Dalle email ai cinguettii
La comunicazione moderna inizia con le email: "Un'invenzione grande almeno quanto quella dei jet intercontinentali, che provoca problemi di "mail-lag" al contrario, ai quali dobbiamo adattarci", spiega Umberto Eco, che racconta un aneddoto legato alla pericolosità delle email: un dipendente stimato di un'azienda si trova in trasferta all'estero, quando riceve una mail da un collega che lo avvisa di un suo progetto di lavoro bocciato proprio mentre è lontano. Incollerito, invia un'email feroce al suo capo con in copia altri colleghi e superiori. Non ha avuto il tempo di ragionare - spiega Eco - e si è rovinato la carriera (nel video allegato è raccontata una parte della storia). Questo perché ormai il modo del trasporto del messaggio interferisce sempre di più con la natura del messaggio stesso.
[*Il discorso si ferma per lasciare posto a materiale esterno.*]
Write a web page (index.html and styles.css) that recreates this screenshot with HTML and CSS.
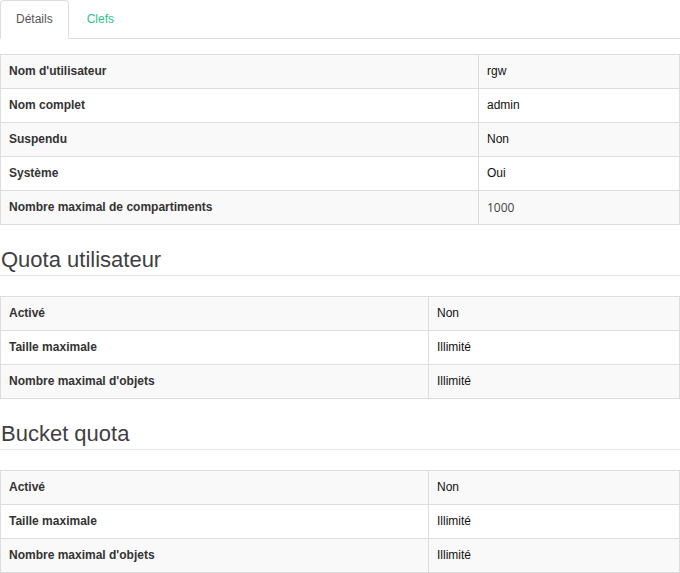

"Il medium è il messaggio", lo diceva il sociologo canadese Marshall McLuhan: e così, dal "cicaleccio di Facebook" all'effetto "bar sport" di Twitter, la comunicazione è divenuta intermittente e fugace: 140 caratteri, che sono il mezzo e il messaggio. Un messaggio democratico, ma superficiale, nel quale il dominio del presente fa impallidire la memoria di un passato che sbiadisce.